DOI: 10.1177/00380261261460572 ISSN: 0038-0261

Intergenerational (In) Securities in English Football Fandom: Locality, Loyalty and Legacy

Mark Turner, Daniel Fitzpatrick, Jan Andre Lee Ludvigsen

The article advances scholarship on intergenerational space, insecurity and risk, by examining the ongoing transformation of English football fandom as an apposite case study of the emergent uncertainties, and distrust in the generational timescape of British society. Despite significant changes in the finances, infrastructure and scale of the national sport over the past four decades, football stadia remain a key focal point for fan communities and inter alia distinct spaces of intergenerational connection. While research has examined the impacts of neoliberalism and globalisation on the culture of the English game, to date, no study has analysed how these processes relate to the intergenerational nature of football fandom. Addressing this gap, we interrogate how the key touchstones of fandom – the regular season ticket and established concessions for seniors and youths – have been ritualised through the intergenerational relations and social spaces of English stadia, providing a sense of ontological security for fans.
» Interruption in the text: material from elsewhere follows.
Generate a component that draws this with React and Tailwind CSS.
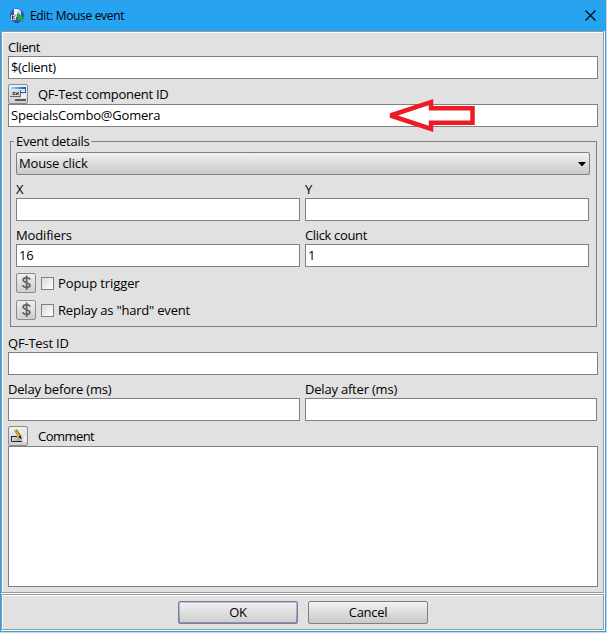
import { useState } from "react";

function TextField({ value, className = "" }) {
    return (
        <input
            type="text"
            defaultValue={value}
            className={`block h-[23px] border border-[#808080] bg-white px-[2px] pb-px outline-none ${className}`}
        />
    );
}

function Label({ children, className = "" }) {
    return <div className={`flex h-[23px] items-end leading-[18px] whitespace-nowrap ${className}`}>{children}</div>;
}

function IconButton({ children }) {
    return (
        <button className="flex h-5 w-5 shrink-0 items-center justify-center rounded-[2px] border border-[#8b8b8b] bg-linear-to-b from-[#f0f0f0] to-[#cfcfcf]">
            {children}
        </button>
    );
}

function AppIcon() {
    return (
        <svg width="16" height="16" viewBox="0 0 16 16" className="shrink-0">
            <circle cx="8" cy="7.5" r="7.2" fill="#4650b0" />
            <path d="M1 9a7 7 0 0 0 12 3L9 15Q3 15 1 9z" fill="#20248a" />
            <path d="M5 1h5l2 2v6H5z" fill="#b9dcf5" />
            <path d="M5 1h4v5H5z" fill="#edf8fc" />
            <path d="M2 7h5v5H2z" fill="#e5e6ee" />
            <path d="M3.500 7.500v4M6 7.500L4 9.500l2 2" stroke="#222" strokeWidth="1" fill="none" />
            <path d="M8.500 4l6 6-2 .3 2.400 3.400-1.600 1L11 11.300 8.500 12.500z" fill="#21b52c" />
            <path d="M8.500 6v6" stroke="#0c7a2c" strokeWidth=".8" />
        </svg>
    );
}

function ComponentIcon() {
    return (
        <svg width="18" height="18" viewBox="0 0 18 18" shapeRendering="crispEdges" className="shrink-0">
            <defs>
                <linearGradient id="bar" x1="0" x2="1">
                    <stop offset="0" stopColor="#9ae2ff" />
                    <stop offset="1" stopColor="#0050e8" />
                </linearGradient>
            </defs>
            <rect x="2" y="2" width="15" height="2" fill="url(#bar)" />
            <rect x="11" y="4" width="5" height="3" fill="#dde5f0" />
            <path d="M16.500 2v5.500H12" stroke="#1c5fc4" fill="none" />
            <rect x="1" y="5" width="11" height="7" fill="#dcdcdc" />
            <path d="M1 11.500h10.500V5" stroke="#666" fill="none" />
            <path d="M3 8.500h7" stroke="#a2a2a2" strokeWidth="3" />
            <path d="M4 7.500h2M4 9.500h2M7 7.500v2M9 7v1M8 8.500h1M9 9.500h1" stroke="#444" fill="none" />
            <rect x="12" y="9" width="5" height="4" fill="#f1f1f1" />
            <rect x="6" y="14" width="11" height="2" fill="#5a5a5a" />
        </svg>
    );
}

function DollarIcon() {
    return (
        <svg width="18" height="18" viewBox="0 0 18 18" fill="none" className="shrink-0">
            <path
                d="M13.500 5.800C12.800 3.300 6.500 3 6.500 6.200C6.500 9.300 13.500 8.200 13.500 11.500C13.500 14.800 6.800 14.500 6.300 11.500M10 2v14"
                stroke="#aaa"
                strokeWidth="1.500"
            />
            <path
                d="M12.800 5.500C12 3 6 3 6 6C6 9 12.800 8.200 12.800 11.300C12.800 14.300 6.300 14 5.700 11.200M9.500 1.500v14.500"
                stroke="#606060"
                strokeWidth="1.500"
            />
        </svg>
    );
}

function PencilIcon() {
    return (
        <svg width="18" height="18" viewBox="0 0 18 18" className="shrink-0">
            <defs>
                <linearGradient id="slot" x1="0" x2="1">
                    <stop offset="0" stopColor="#e8e8e8" />
                    <stop offset="0.500" stopColor="#aaa" />
                    <stop offset="1" stopColor="#fff" />
                </linearGradient>
            </defs>
            <rect x="2" y="9" width="15" height="6" fill="url(#slot)" />
            <path d="M2.500 9.500v5H13M2 9.500h6" stroke="#222" fill="none" />
            <path d="M6.500 3l4.500 6.500" stroke="#8c650c" strokeWidth="3" />
            <path d="M6.200 3.200l4 6" stroke="#dfaa28" strokeWidth="1.600" />
            <path d="M9.500 10l2.500-1 .6 3.500z" fill="#111" />
        </svg>
    );
}

function CheckRow({ label, className = "" }) {
    const [checked, setChecked] = useState(false);

    return (
        <div className="flex h-5 items-center">
            <IconButton>
                <DollarIcon />
            </IconButton>
            <button
                onClick={() => setChecked(!checked)}
                className="ml-[5px] h-[13px] w-[13px] border border-[#808080] bg-linear-to-br from-[#dcdcdc] to-white text-[10px] leading-[10px]"
            >
                {checked ? "✓" : ""}
            </button>
            <span className={`ml-1 leading-[18px] ${className}`}>{label}</span>
        </div>
    );
}

function Arrow() {
    return (
        <svg className="absolute top-[-6px] left-[377px]" width="92" height="36" viewBox="0 0 92 36">
            <path
                d="M5.500 17.500L46 4v6.300H87.500V24.700H46V31z"
                fill="#fff"
                stroke="#ed1c24"
                strokeWidth="4.500"
                strokeLinejoin="miter"
                strokeMiterlimit="2"
            />
        </svg>
    );
}

function App() {
    return (
        <div className="flex h-[633px] w-[607px] overflow-hidden bg-[#d4d4d4] font-['Open_Sans',sans-serif] text-[13px] text-black">
            <div className="flex h-[632px] w-[606px] flex-col border-x border-b border-[#26a4f2] bg-[#26a4f2]">
                {/* Title bar */}
                <div className="flex h-[31px] shrink-0 items-center border-t border-[#3ba0e0] pl-[8px]">
                    <AppIcon />
                    <span className="ml-[5px] text-[12px] leading-[18px] tracking-[-0.32px]">Edit: Mouse event</span>
                    <svg width="11" height="11" viewBox="0 0 11 11" className="mr-[9px] mb-px ml-auto">
                        <path d="M.5.500l10 10M10.500.500l-10 10" stroke="#000" strokeWidth="1.100" />
                    </svg>
                </div>

                {/* Form */}
                <div className="h-[563px] shrink-0 border-r border-b border-white bg-white">
                    <div className="h-[562px] border border-[#999]">
                        <div className="h-[560px] border-t border-l border-white bg-[#e1e1e1] pl-[5px]">
                            <Label className="tracking-[-0.45px]">Client</Label>
                            <TextField value="$(client)" className="w-[590px] tracking-[-0.35px]" />
                            <div className="mt-[5px] flex">
                                <IconButton>
                                    <ComponentIcon />
                                </IconButton>
                                <span className="ml-[10px] leading-[20px] tracking-[-0.27px]">QF-Test component ID</span>
                            </div>
                            <div className="relative">
                                <TextField value="SpecialsCombo@Gomera" className="w-[590px] tracking-[-0.2px]" />
                                <Arrow />
                            </div>

                            <div className="relative mt-[14px] ml-[2px] h-[186px] w-[587px] border border-[#808080] px-[5px] pt-[10px]">
                                <span className="absolute top-[-10px] left-[3px] bg-[#e1e1e1] px-[2px] leading-[18px] tracking-[-0.27px]">
                                    Event details
                                </span>
                                <button className="flex h-[23px] w-[574px] items-center justify-between rounded-[2px] border border-[#808080] bg-linear-to-b from-[#f2f2f2] to-[#c9c9c9] pr-[3px] pl-[2px]">
                                    <span className="tracking-[-0.15px]">Mouse click</span>
                                    <svg width="8" height="4" viewBox="0 0 8 4">
                                        <path d="M0 0h8L4.500 4h-1z" fill="#000" />
                                    </svg>
                                </button>
                                <div className="grid w-[573px] grid-cols-[284px_284px] gap-x-[5px]">
                                    <Label>X</Label>
                                    <Label>Y</Label>
                                    <TextField value="" />
                                    <TextField value="" />
                                    <Label className="tracking-[-0.15px]">Modifiers</Label>
                                    <Label className="tracking-[-0.35px]">Click count</Label>
                                    <TextField value="16" className="tracking-[-0.3px]" />
                                    <TextField value="1" />
                                </div>
                                <div className="mt-[6px] flex flex-col gap-[7px]">
                                    <CheckRow label="Popup trigger" className="tracking-[-0.1px]" />
                                    <CheckRow label={'Replay as "hard" event'} className="tracking-[-0.2px]" />
                                </div>
                            </div>

                            <Label className="mt-[2px] tracking-[-0.2px]">QF-Test ID</Label>
                            <TextField value="" className="w-[590px]" />
                            <div className="grid w-[589px] grid-cols-[292px_292px] gap-x-[5px]">
                                <Label className="tracking-[-0.18px]">Delay before (ms)</Label>
                                <Label className="tracking-[-0.2px]">Delay after (ms)</Label>
                                <TextField value="" />
                                <TextField value="" />
                            </div>
                            <div className="mt-[5px] flex">
                                <IconButton>
                                    <PencilIcon />
                                </IconButton>
                                <span className="ml-[10px] leading-[20px] tracking-[-0.55px]">Comment</span>
                            </div>
                            <textarea className="block h-[141px] w-[590px] resize-none border border-[#808080] bg-white outline-none" />
                        </div>
                    </div>
                </div>

                {/* Buttons */}
                <div className="h-[37px] shrink-0 border-r border-b border-white bg-white">
                    <div className="h-[36px] border border-[#999]">
                        <div className="flex h-[34px] gap-[10px] border-t border-l border-white bg-[#e1e1e1] pt-[5px] pl-[175px]">
                            <button className="h-[23px] w-[120px] rounded-[2px] border border-[#808080] bg-linear-to-b from-[#b5c0ea] to-[#7f8fcf] p-px">
                                <span className="flex h-[19px] items-center justify-center bg-linear-to-b from-[#f0f0f0] to-[#cfcfcf] tracking-[-0.4px]">
                                    OK
                                </span>
                            </button>
                            <button className="h-[23px] w-[120px] rounded-[2px] border border-[#808080] bg-linear-to-b from-[#f2f2f2] to-[#c9c9c9] tracking-[-0.3px]">
                                Cancel
                            </button>
                        </div>
                    </div>
                </div>
            </div>
        </div>
    );
}

export default App;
Drawing on interviews with 21 fan activists from several English Premier League clubs who mobilised a new campaign (‘Stop Exploiting Loyalty’) opposing above inflation ticket price hikes and erosion of concessions in the 2024–25 season, we argue that fans’ collective emotions reveal a concern that new ticketing policies threaten to fracture the intergenerational bonds and futures of fandom as a predominantly localised cultural practice. We thus extend existing scholarship by introducing the relational-temporal role of intergenerationality and unpack the tensions, distrust and ruptures that putatively undermine the imagined intergenerational futures of football as a cultural tissue of English urban life.